How do I know if my current intercompany markup is inside the arm's-length range? For simple parts transfers, 5–30% is generally defensible. For service transfers (labor, management time), the range is wider and more fact-specific. The test is: would an unrelated third-party distributor or service provider, without a long-standing relationship, charge something in this range for this specific transaction, at this specific volume, with these specific payment terms? If yes, you're inside the range. If no, you need either a different rate or documented business reasons (such as volume discounts or long-term contracts) that justify the deviation.
Can my accountant just change the markup without a formal partner decision? Technically yes, procedurally no. A change to intercompany pricing is a policy change, not a bookkeeping correction. It should be documented in a partner resolution or board minute, with the rationale stated. This protects you if the IRS ever asks, protects the partners from disputes about the economic consequences, and creates a paper trail that supports the decision in a banking or sale context. Accountants who make this change silently are creating risk for everyone involved.
How often should I revisit the rate?
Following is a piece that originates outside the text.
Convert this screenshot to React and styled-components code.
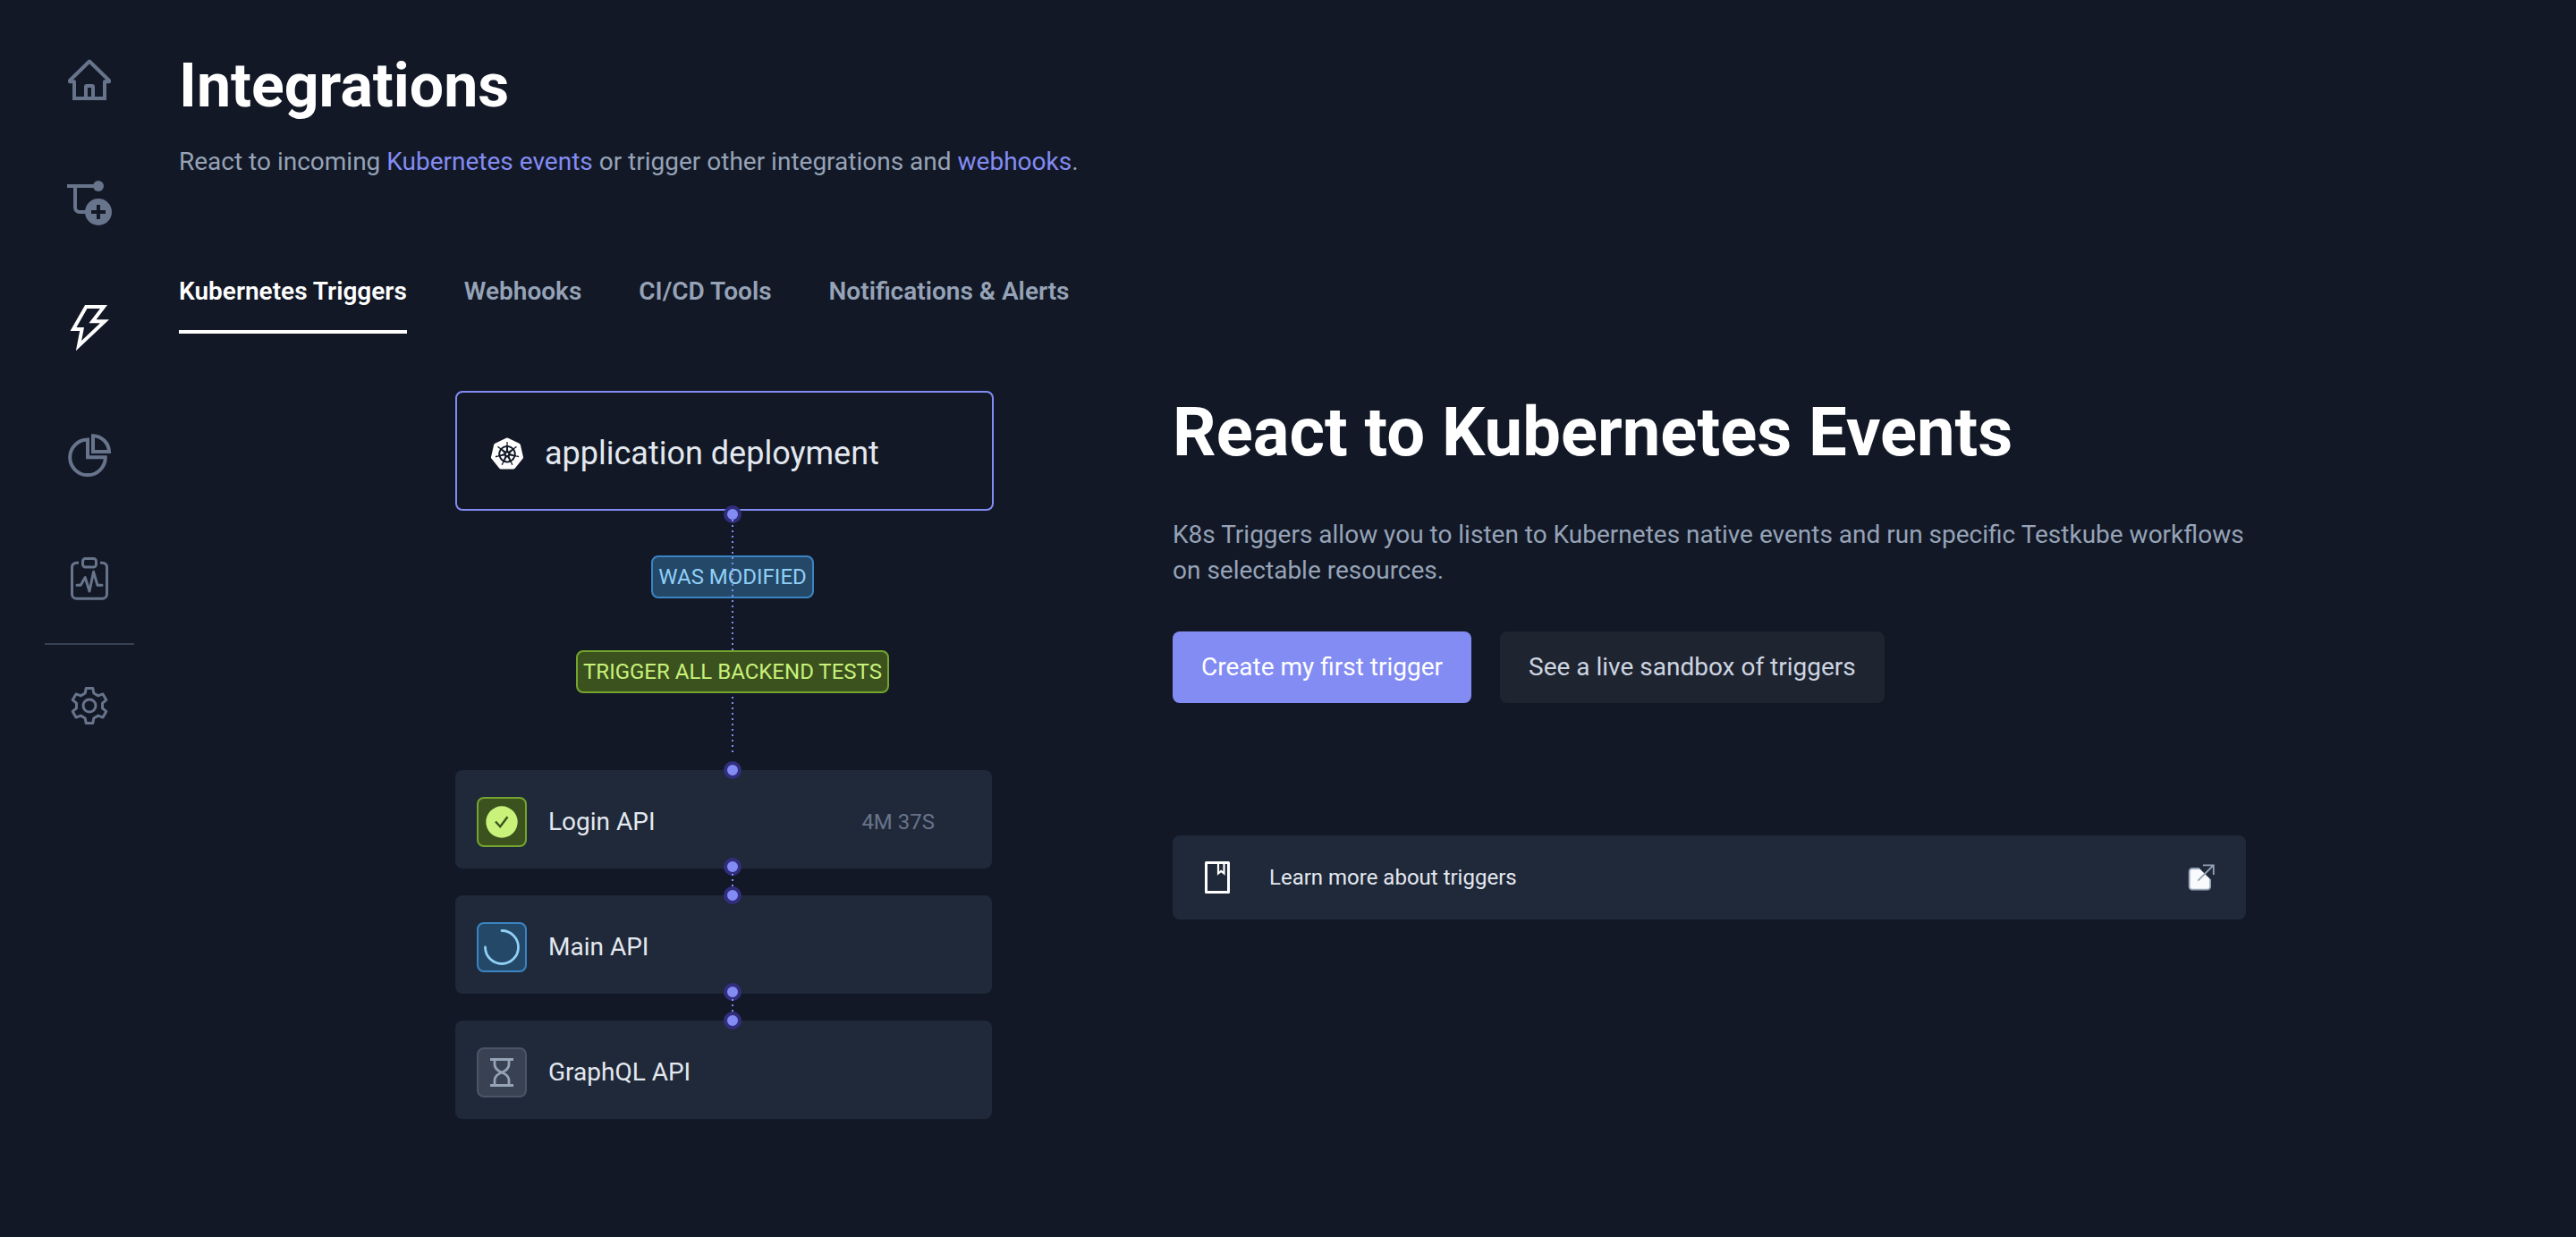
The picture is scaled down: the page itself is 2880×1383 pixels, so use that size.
import React from 'react';
import styled, { createGlobalStyle, css } from 'styled-components';
import { SiKubernetes } from 'react-icons/si';

const color = {
  page: '#121826',
  surface: '#202939',
  button: '#1f2431',
  line: '#364153',
  icon: '#67748b',
  muted: '#96a3b7',
  soft: '#cdd5e0',
  text: '#e3e8ef',
  white: '#ffffff',
  accent: '#838cf3',
  accentDark: '#322e7e',
};

const tones = {
  blue: { background: '#234868', border: '#3b84c4', ink: '#91cff6' },
  green: { background: '#3b511e', border: '#75a42e', ink: '#c8f27a' },
  gray: { background: '#384252', border: '#4a5567', ink: '#96a3b7' },
};

const GlobalStyle = createGlobalStyle`
  * {
    box-sizing: border-box;
  }

  body {
    margin: 0;
    background: ${color.page};
    color: ${color.text};
    font: 400 28px/40px Roboto, 'Liberation Sans', sans-serif;
  }

  a {
    color: inherit;
    text-decoration: none;
  }
`;

const Shell = styled.div`
  display: flex;
  min-height: 100vh;
`;

const Sidebar = styled.nav`
  display: flex;
  flex-direction: column;
  align-items: center;
  flex: none;
  width: 200px;
  padding-top: 60px;
`;

const NavGroup = styled.div`
  display: flex;
  flex-direction: column;
  gap: 84px;
`;

const NavLink = styled.a`
  display: block;
  height: 56px;
  color: ${(p) => (p.$active ? color.white : color.icon)};
`;

const NavDivider = styled.hr`
  width: 100px;
  height: 2px;
  margin: 43px 0 40px;
  border: 0;
  background: ${color.line};
`;

const Main = styled.main`
  flex: 1;
  min-width: 0;
  padding: 56px 60px 56px 0;
`;

const PageTitle = styled.h1`
  margin: 0 0 25px;
  color: ${color.white};
  font-size: 68px;
  line-height: 80px;
  font-weight: 700;
`;

const Intro = styled.p`
  margin: 0;
  color: ${color.muted};
`;

const TextLink = styled.a`
  color: ${color.accent};
`;

const Tabs = styled.div`
  display: flex;
  gap: 64px;
  margin-top: 80px;
`;

const Tab = styled.button`
  padding: 25px 0 23px;
  border: 0;
  border-bottom: 4px solid ${(p) => (p.$active ? color.white : 'transparent')};
  background: none;
  color: ${(p) => (p.$active ? color.white : color.muted)};
  font: inherit;
  font-weight: 600;
  cursor: pointer;
`;

const Content = styled.section`
  display: flex;
  justify-content: center;
  gap: 200px;
  margin-top: 64px;
`;

const Diagram = styled.div`
  flex: none;
  width: 602px;
`;

const Source = styled.div`
  position: relative;
  display: flex;
  align-items: center;
  gap: 24px;
  height: 134px;
  padding: 6px 38px 0;
  border: 2px solid ${color.accent};
  border-radius: 8px;
  font-size: 36px;
`;

const Dot = styled.span`
  position: absolute;
  left: 300px;
  width: 20px;
  height: 20px;
  border: 4px solid ${color.accentDark};
  border-radius: 50%;
  background: ${color.accent};
  ${(p) => (p.$edge === 'top' ? css`top: -10px;` : css`bottom: -8px;`)}
`;

const SourceDot = styled(Dot)`
  left: 298px;
  bottom: -16px;
`;

const dotted = css`
  width: 2px;
  background: repeating-linear-gradient(${color.accent} 0 2px, transparent 2px 6px);
`;

const Rules = styled.div`
  position: relative;
  display: flex;
  flex-direction: column;
  align-items: center;
  gap: 58px;
  padding: 50px 0 86px 18px;

  &::after {
    content: '';
    position: absolute;
    top: 10px;
    bottom: 18px;
    left: 309px;
    ${dotted}
  }
`;

const Badge = styled.span`
  position: relative;
  z-index: ${(p) => (p.$covers ? 1 : 0)};
  height: 48px;
  padding: 0 6px;
  border: 2px solid ${(p) => tones[p.$tone].border};
  border-radius: 8px;
  background: ${(p) => tones[p.$tone].background};
  color: ${(p) => tones[p.$tone].ink};
  font-size: 24px;
  line-height: 44px;
  text-transform: uppercase;
`;

const Steps = styled.ol`
  display: grid;
  gap: 30px;
  margin: 0;
  padding: 0 2px 0 0;
  list-style: none;
`;

const Step = styled.li`
  position: relative;
  display: flex;
  align-items: center;
  gap: 24px;
  height: 110px;
  padding: 6px 64px 0 24px;
  border-radius: 8px;
  background: ${color.surface};

  &:not(:last-child)::after {
    content: '';
    position: absolute;
    top: 116px;
    left: 309px;
    height: 16px;
    ${dotted}
  }
`;

const Status = styled.span`
  display: grid;
  place-items: center;
  width: 56px;
  height: 56px;
  border: 2px solid ${(p) => tones[p.$tone].border};
  border-radius: 8px;
  background: ${(p) => tones[p.$tone].background};
  color: ${(p) => tones[p.$tone].ink};
`;

const Duration = styled.time`
  margin-left: auto;
  color: ${color.icon};
  font-size: 24px;
`;

const Pitch = styled.div`
  flex: 0 1 1200px;
  min-width: 0;
`;

const PitchTitle = styled.h2`
  margin: 0 0 49px;
  color: ${color.white};
  font-size: 76px;
  line-height: 92px;
  font-weight: 700;
`;

const PitchText = styled.p`
  margin: 0;
  color: ${color.muted};
`;

const Actions = styled.div`
  display: flex;
  flex-wrap: wrap;
  gap: 32px;
  margin: 48px 0 148px;
`;

const Button = styled.button`
  height: 80px;
  padding: 0 32px;
  border: 0;
  border-radius: 8px;
  background: ${(p) => (p.$primary ? color.accent : color.button)};
  color: ${(p) => (p.$primary ? color.white : color.soft)};
  font: inherit;
  cursor: pointer;
`;

const LearnMore = styled.a`
  display: flex;
  align-items: center;
  height: 94px;
  padding: 0 34px;
  border-radius: 8px;
  background: ${color.surface};
  font-size: 24px;
`;

const LearnLabel = styled.span`
  flex: 1;
  padding-left: 42px;
`;

const NavIcon = ({ children }) => (
  <svg width="56" height="56" viewBox="0 0 56 56" fill="none" stroke="currentColor" strokeWidth="4" aria-hidden="true">
    {children}
  </svg>
);

const HomeIcon = () => (
  <NavIcon>
    <path d="M28 8.5 6 30v1.2h5V50h34V31.2h5V30Z" strokeLinejoin="round" />
    <path d="M9 50h38" />
    <path d="M24 50V37a1 1 0 0 1 1-1h6a1 1 0 0 1 1 1v13" />
  </NavIcon>
);

const AddTestIcon = () => (
  <NavIcon>
    <path d="M3 8h35M12 8v24a5 5 0 0 0 5 5h9" />
    <circle cx="38" cy="8" r="6" fill="currentColor" stroke="none" />
    <circle cx="38" cy="37" r="15" fill="currentColor" stroke="none" />
    <path d="M30 37h16M38 29v16" stroke={color.page} />
  </NavIcon>
);

const TriggerIcon = () => (
  <NavIcon>
    <path d="M24.3 3H44L31.5 19.3H45L16 46.6 19.6 28H10Z" strokeMiterlimit="10" />
  </NavIcon>
);

const InsightsIcon = () => (
  <NavIcon>
    <path d="M26 11.5a19.8 19.8 0 1 0 19.8 19.8H26Z" />
    <path d="M32 7.2V25h18A18.5 18.5 0 0 0 32 7.2Z" />
  </NavIcon>
);

const StatusIcon = () => (
  <NavIcon>
    <g strokeWidth="3">
      <path d="M16 9.2h-2.5a5 5 0 0 0-5 5v30a5 5 0 0 0 5 5h29a5 5 0 0 0 5-5v-30a5 5 0 0 0-5-5H40" />
      <rect x="20.5" y="4.5" width="15" height="9.5" rx="3" />
      <path d="M14 34.3h4.2l5-8.7L28 41l4.6-21.7L37 34.3h5" strokeLinecap="round" strokeLinejoin="round" />
    </g>
  </NavIcon>
);

const gearTooth = [[-4.8, -14], [-3.8, -19.5], [3.8, -19.5], [4.8, -14]];

const gearPoints = [0, 1, 2, 3, 4, 5]
  .flatMap((k) => {
    const a = (k * Math.PI) / 3;
    return gearTooth.map(([x, y]) => [
      28 + x * Math.cos(a) - y * Math.sin(a),
      28 + x * Math.sin(a) + y * Math.cos(a),
    ]);
  })
  .map((point) => point.map((n) => n.toFixed(2)).join(','))
  .join(' ');

const SettingsIcon = () => (
  <NavIcon>
    <g strokeWidth="3" strokeLinejoin="round">
      <polygon points={gearPoints} />
      <circle cx="28" cy="28" r="7" />
    </g>
  </NavIcon>
);

const DoneIcon = () => (
  <svg width="36" height="36" viewBox="0 0 36 36" fill="none" aria-hidden="true">
    <circle cx="18" cy="18" r="17.7" fill="currentColor" />
    <path d="m11 17.5 5.2 5.7 8.3-11" stroke={tones.green.background} strokeWidth="2.4" />
  </svg>
);

const RunningIcon = () => (
  <svg width="40" height="40" viewBox="0 0 40 40" fill="none" aria-hidden="true">
    <path d="M20 1.5A18.5 18.5 0 1 1 1.5 20" stroke="currentColor" strokeWidth="2.8" strokeLinecap="round" />
  </svg>
);

const QueuedIcon = () => (
  <svg width="26" height="32" viewBox="0 0 26 32" fill="none" stroke="currentColor" strokeWidth="2.8" aria-hidden="true">
    <path d="M0 1.5h26M0 30.5h26" />
    <path d="M5 2v5c0 5 3 7 8 9 5-2 8-4 8-9V2M5 30v-5c0-5 3-7 8-9 5 2 8 4 8 9v5" />
  </svg>
);

const BookIcon = () => (
  <svg width="32" height="36" viewBox="0 0 32 36" fill="none" stroke={color.white} aria-hidden="true">
    <rect x="3.5" y="1.5" width="25" height="33" strokeWidth="3" strokeLinejoin="round" />
    <path d="M17 2v11.5l3.2-2.6 3.3 2.6V2" strokeWidth="2.2" />
  </svg>
);

const ExternalIcon = () => (
  <svg width="32" height="32" viewBox="0 0 32 32" fill="none" stroke={color.muted} strokeWidth="1.8" aria-hidden="true">
    <path d="M14 6H6a3.3 3.3 0 0 0-3.3 3.3v17A3.3 3.3 0 0 0 6 29.7h16.8a3.3 3.3 0 0 0 3.3-3.3V18" fill="#f8fafc" />
    <path d="M12.3 19.7 29.5 2.5M18 2.3h11.8V13" />
  </svg>
);

const primaryNav = [
  { label: 'Home', Icon: HomeIcon },
  { label: 'Test workflows', Icon: AddTestIcon },
  { label: 'Integrations', Icon: TriggerIcon, active: true },
  { label: 'Insights', Icon: InsightsIcon },
  { label: 'Status pages', Icon: StatusIcon },
];

const tabs = ['Kubernetes Triggers', 'Webhooks', 'CI/CD Tools', 'Notifications & Alerts'];

const steps = [
  { name: 'Login API', tone: 'green', Icon: DoneIcon, duration: '4M 37S' },
  { name: 'Main API', tone: 'blue', Icon: RunningIcon },
  { name: 'GraphQL API', tone: 'gray', Icon: QueuedIcon },
];

export default function App() {
  return (
    <Shell>
      <GlobalStyle />
      <Sidebar aria-label="Main">
        <NavGroup>
          {primaryNav.map(({ label, Icon, active }) => (
            <NavLink key={label} href="#" aria-label={label} $active={active}>
              <Icon />
            </NavLink>
          ))}
        </NavGroup>
        <NavDivider />
        <NavLink href="#" aria-label="Settings">
          <SettingsIcon />
        </NavLink>
      </Sidebar>

      <Main>
        <PageTitle>Integrations</PageTitle>
        <Intro>
          React to incoming <TextLink href="#">Kubernetes events</TextLink> or trigger other integrations and{' '}
          <TextLink href="#">webhooks</TextLink>.
        </Intro>

        <Tabs role="tablist">
          {tabs.map((tab, i) => (
            <Tab key={tab} role="tab" aria-selected={i === 0} $active={i === 0}>
              {tab}
            </Tab>
          ))}
        </Tabs>

        <Content>
          <Diagram>
            <Source>
              <SiKubernetes size={36} color={color.white} aria-hidden="true" />
              application deployment
              <SourceDot />
            </Source>
            <Rules>
              <Badge $tone="blue">Was modified</Badge>
              <Badge $tone="green" $covers>
                Trigger all backend tests
              </Badge>
            </Rules>
            <Steps>
              {steps.map(({ name, tone, Icon, duration }, i) => (
                <Step key={name}>
                  <Status $tone={tone}>
                    <Icon />
                  </Status>
                  {name}
                  {duration && <Duration>{duration}</Duration>}
                  <Dot $edge="top" />
                  {i < steps.length - 1 && <Dot $edge="bottom" />}
                </Step>
              ))}
            </Steps>
          </Diagram>

          <Pitch>
            <PitchTitle>React to Kubernetes Events</PitchTitle>
            <PitchText>
              K8s Triggers allow you to listen to Kubernetes native events and run specific Testkube workflows on
              selectable resources.
            </PitchText>
            <Actions>
              <Button $primary>Create my first trigger</Button>
              <Button>See a live sandbox of triggers</Button>
            </Actions>
            <LearnMore href="#">
              <BookIcon />
              <LearnLabel>Learn more about triggers</LearnLabel>
              <ExternalIcon />
            </LearnMore>
          </Pitch>
        </Content>
      </Main>
    </Shell>
  );
}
Every 12 to 24 months, or whenever a specific event — an upcoming loan application, a sale conversation, a major shift in entity scale, a new partner — creates a reason to re-evaluate. The binding constraint changes over time. A rate that was optimal three years ago is rarely still optimal today.
Disclaimer: This article is for informational purposes only and does not constitute tax, legal, or financial advice. Tax situations vary — consult a qualified tax professional for advice specific to your circumstances. Practice examples are anonymized composites based on real client data; identifying details have been changed.